San Francisco’s experience with green buildings began almost ten years ago, in 1999, when we enacted our first green building ordinance. This law change required LEED certification for all city buildings. (In San Francisco, we rely on established national and regional standards such as the US Green Building Council’s LEED system and the GreenPoint Rating System).
On Treasure Island, a former Navy base positioned between San Francisco and Oakland, we are planning the greenest community in American history with unprecedented sustainability and green building features in the over six thousand homes being constructed. It will be a model of urban density amidst 300 acres of open space, and feature non-auto transportation such as ten minute ferry service to downtown San Francisco.
In 2006, we turned our attention to the entire stock of over 195,000 buildings in our city—both residential and commercial buildings—by establishing a Green Building Taskforce. This taskforce was comprised of ten building industry leaders including building owners, developers, financiers, architects, engineers and construction managers. They met over the course of several months to determine appropriate incentive and standards to implement in our city and then recommend legislation to my office to introduce to advance this policy.

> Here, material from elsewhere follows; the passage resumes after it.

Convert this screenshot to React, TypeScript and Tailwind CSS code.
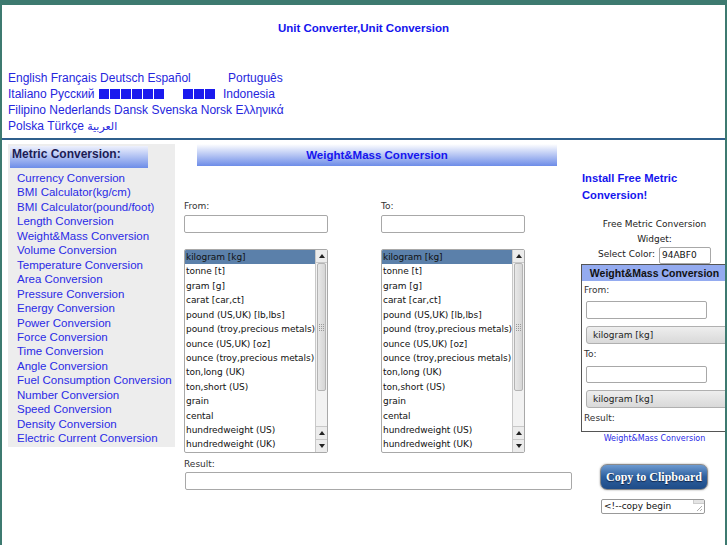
import React from "react";

const UNITS = [
  "kilogram [kg]",
  "tonne [t]",
  "gram [g]",
  "carat [car,ct]",
  "pound (US,UK) [lb,lbs]",
  "pound (troy,precious metals) [lb t]",
  "ounce (US,UK) [oz]",
  "ounce (troy,precious metals) [oz t]",
  "ton,long (UK)",
  "ton,short (US)",
  "grain",
  "cental",
  "hundredweight (US)",
  "hundredweight (UK)",
];

const LINKS = [
  "Currency Conversion",
  "BMI Calculator(kg/cm)",
  "BMI Calculator(pound/foot)",
  "Length Conversion",
  "Weight&Mass Conversion",
  "Volume Conversion",
  "Temperature Conversion",
  "Area Conversion",
  "Pressure Conversion",
  "Energy Conversion",
  "Power Conversion",
  "Force Conversion",
  "Time Conversion",
  "Angle Conversion",
  "Fuel Consumption Conversion",
  "Number Conversion",
  "Speed Conversion",
  "Density Conversion",
  "Electric Current Conversion",
];

function Tri({ down }: { down?: boolean }) {
  return (
    <svg width="6" height="4" viewBox="0 0 6 4" className="block">
      {down ? <polygon points="0,0 6,0 3,4" fill="#222" /> : <polygon points="0,4 6,4 3,0" fill="#222" />}
    </svg>
  );
}

function Scrollbar() {
  return (
    <div className="w-[12px] shrink-0 h-full flex flex-col border-l border-[#c8c8c8] bg-[#f2f2f2]">
      <div className="h-[13px] flex items-center justify-center border-b border-[#c8c8c8] bg-[#ececec]">
        <Tri />
      </div>
      <div className="h-[128px] mx-px rounded-[2px] border border-[#b4b4b4] bg-[linear-gradient(to_right,#e8e8e8,#d6d6d6)] flex items-center justify-center">
        <div className="grid grid-cols-3 gap-px">
          {Array.from({ length: 12 }).map((_, i) => (
            <div key={i} className="w-px h-px bg-[#9a9a9a]" />
          ))}
        </div>
      </div>
      <div className="flex-1" />
      <div className="h-[13px] flex items-center justify-center border-t border-[#c8c8c8] bg-[#ececec]">
        <Tri />
      </div>
      <div className="h-[13px] flex items-center justify-center border-t border-[#c8c8c8] bg-[#ececec]">
        <Tri down />
      </div>
    </div>
  );
}

function ListBox() {
  return (
    <div className="w-[144px] h-[204px] border border-[#a8a8a8] rounded-[2px] bg-white flex overflow-hidden">
      <div className="flex-1 overflow-hidden">
        {UNITS.map((u, i) => (
          <div
            key={u}
            className={
              i === 0
                ? "h-[14.43px] leading-[14.43px] pl-px whitespace-nowrap text-[9px] tracking-[-0.05px] text-[#111] bg-[#5b80aa]"
                : "h-[14.43px] leading-[14.43px] pl-px whitespace-nowrap text-[9px] tracking-[-0.05px] text-[#111]"
            }
          >
            {u}
          </div>
        ))}
      </div>
      <Scrollbar />
    </div>
  );
}

function Box() {
  return <span className="inline-block w-[10px] h-[10px] mr-px bg-[#1a1aee] align-[-1px]" />;
}

function WidgetSelect() {
  return (
    <div className="ml-[4px] w-[150px] h-[18px] rounded-[3px] border border-[#b0b0b0] bg-[linear-gradient(#eeeeee,#d9d9d9)] pl-[6px] text-[9px] leading-[16px] text-[#222]">
      kilogram [kg]
    </div>
  );
}

export default function App() {
  return (
    <div className="w-[727px] h-[545px] overflow-hidden bg-white border-t-[5px] border-x-2 border-[#3d7a70] font-['Liberation_Sans',Arial,sans-serif]">
      {/* Title */}
      <div className="pt-[15px] text-center text-[11.5px] leading-[16px] font-bold text-[#1515ee]">
        Unit Converter,Unit Conversion
      </div>

      {/* Languages */}
      <div className="mt-[34px] pl-[6px] text-[12px] leading-[16px] text-[#2626dd]">
        <div>
          English Français Deutsch Español <span className="ml-[34px]">Português</span>
        </div>
        <div>
          Italiano Русский{" "}
          <span className="inline-block ml-px">
            <Box />
            <Box />
            <Box />
            <Box />
            <Box />
            <Box />
          </span>
          <span className="inline-block ml-[18px]">
            <Box />
            <Box />
            <Box />
          </span>
          <span className="ml-[7px]">Indonesia</span>
        </div>
        <div>Filipino Nederlands Dansk Svenska Norsk Ελληνικά</div>
        <div>
          Polska Türkçe <span className="font-['DejaVu_Sans',sans-serif] text-[11px]">العربية</span>
        </div>
      </div>

      <div className="mt-[3px] h-[2px] bg-[#2f5f8c]" />

      {/* Columns */}
      <div className="flex items-start">
        {/* Sidebar */}
        <div className="ml-[6px] mt-[4px] w-[167px] shrink-0 bg-[#ededed] pt-[2px] pb-px">
          <div className="ml-[2px] w-[138px] h-[22px] bg-[linear-gradient(#eef1fd,#6d8de8)] pl-[2px] text-[12px] leading-[16px] font-bold text-[#1c1c55]">
            Metric Conversion:
          </div>
          <div className="mt-[3px] pl-[9px] text-[11.5px] leading-[14.45px] text-[#2a2ae6]">
            {LINKS.map((l) => (
              <div key={l} className="whitespace-nowrap">
                {l}
              </div>
            ))}
          </div>
        </div>

        {/* Middle */}
        <div className="ml-[9px] mt-[4px] w-[389px] shrink-0 font-['DejaVu_Sans',sans-serif]">
          <div className="ml-[13px] w-[360px] h-[22px] bg-[linear-gradient(#ffffff,#6d8ce8)] text-center font-['Liberation_Sans',Arial,sans-serif] text-[11.5px] font-bold leading-[22px] text-[#1515ee]">
            Weight&amp;Mass Conversion
          </div>
          <div className="mt-[34px] flex gap-[53px]">
            <div className="flex flex-col">
              <div className="text-[9px] leading-[12px] text-[#333]">From:</div>
              <div className="mt-[3px] w-[144px] h-[18px] rounded-[2px] border border-[#a8a8a8] bg-white" />
              <div className="mt-[16px]">
                <ListBox />
              </div>
            </div>
            <div className="flex flex-col">
              <div className="text-[9px] leading-[12px] text-[#333]">To:</div>
              <div className="mt-[3px] w-[144px] h-[18px] rounded-[2px] border border-[#a8a8a8] bg-white" />
              <div className="mt-[16px]">
                <ListBox />
              </div>
            </div>
          </div>
          <div className="mt-[5px] text-[9px] leading-[12px] text-[#333]">Result:</div>
          <div className="mt-[2px] ml-px w-[387px] h-[18px] rounded-[2px] border border-[#a8a8a8] bg-white" />
        </div>

        {/* Right */}
        <div className="ml-[8px] w-[147px] shrink-0 font-['DejaVu_Sans',sans-serif]">
          <div className="mt-[29.5px] pl-px font-['Liberation_Sans',Arial,sans-serif] text-[11.2px] font-bold leading-[17px] text-[#1515ee]">
            Install Free Metric
            <br />
            Conversion!
          </div>
          <div className="mt-[13px] text-center text-[9px] leading-[15px] text-[#222]">
            Free Metric Conversion
            <br />
            Widget:
          </div>
          <div className="flex items-center justify-center gap-[4px] text-[9px] text-[#222]">
            <span>Select Color:</span>
            <div className="w-[52px] h-[17px] border border-[#a8a8a8] rounded-[2px] pl-[2px] leading-[15px] text-[#111]">
              94ABF0
            </div>
          </div>
          <div className="w-[147px] h-[168px] border border-[#555] bg-white">
            <div className="h-[16px] bg-[#94abf0] text-center font-['Liberation_Sans',Arial,sans-serif] text-[10.5px] font-bold leading-[16px] text-[#111]">
              Weight&amp;Mass Conversion
            </div>
            <div className="mt-[3px] pl-[2px] text-[9px] leading-[12px] text-[#333]">From:</div>
            <div className="mt-[5px] ml-[4px] w-[121px] h-[18px] rounded-[2px] border border-[#a8a8a8]" />
            <div className="mt-[7px]">
              <WidgetSelect />
            </div>
            <div className="mt-[4px] pl-[2px] text-[9px] leading-[12px] text-[#333]">To:</div>
            <div className="mt-[6px] ml-[4px] w-[121px] h-[17px] rounded-[2px] border border-[#a8a8a8]" />
            <div className="mt-[7px]">
              <WidgetSelect />
            </div>
            <div className="mt-[4px] pl-[2px] text-[9px] leading-[12px] text-[#333]">Result:</div>
          </div>
          <div className="mt-px text-center text-[8px] leading-[11px] text-[#2a2ae6]">Weight&amp;Mass Conversion</div>
          <div className="mt-[20px] ml-[19px] w-[108px] h-[26px] rounded-[7px] border border-[#8a8a8a] shadow-[0_0_2px_#999] bg-[linear-gradient(#6d9ad0,#2d5f9e_50%,#1e4c88)] text-center font-['Liberation_Serif',serif] text-[12px] font-bold leading-[24px] text-white [text-shadow:0_1px_1px_#102040]">
            Copy to Clipboard
          </div>
          <div className="relative mt-[9px] ml-[20px] w-[104px] h-[15px] rounded-[2px] border border-[#999] pl-[2px] text-[9px] leading-[13px] text-[#111]">
            &lt;!--copy begin
            <div className="absolute right-0 top-0 w-[11px] h-[4px] border-l border-b border-[#ccc] bg-[#e4e4e4]" />
            <svg width="7" height="7" viewBox="0 0 7 7" className="absolute right-px bottom-px">
              <line x1="6" y1="1" x2="1" y2="6" stroke="#999" strokeWidth="0.8" />
              <line x1="6" y1="4" x2="4" y2="6" stroke="#999" strokeWidth="0.8" />
            </svg>
          </div>
        </div>
      </div>
    </div>
  );
}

First, a clear policy pathway exists to address the over one-third of greenhouse gases that result nationally from buildings. Thanks to visionary energy efficiency standards enacted years ago in California’s Energy Code (Title 24), our State’s per capita carbon footprint is the lowest in the nation. But in San Francisco, we’re not stopping there. Implementing point-based environmental building standards that allow developer flexibility while ensuring a unprecedented levels of environmental performance of our building stock will bring large decreases over time in our greenhouse gas pollution. The pilots and testing have been concluded and green building standards been proven to work. Now its time to implement these heightened standards.
Second, green buildings generate another type of green besides environmental performance: monetary savings for the those who invest and construct in new buildings. In our city, we have witnessed green buildings providing substantial financial return for the industry leaders who have built these projects—with energy savings and high leasing levels sustained over time. As fossil fuel continues to increase in cost over time, the financial advantage of green buildings multiplies.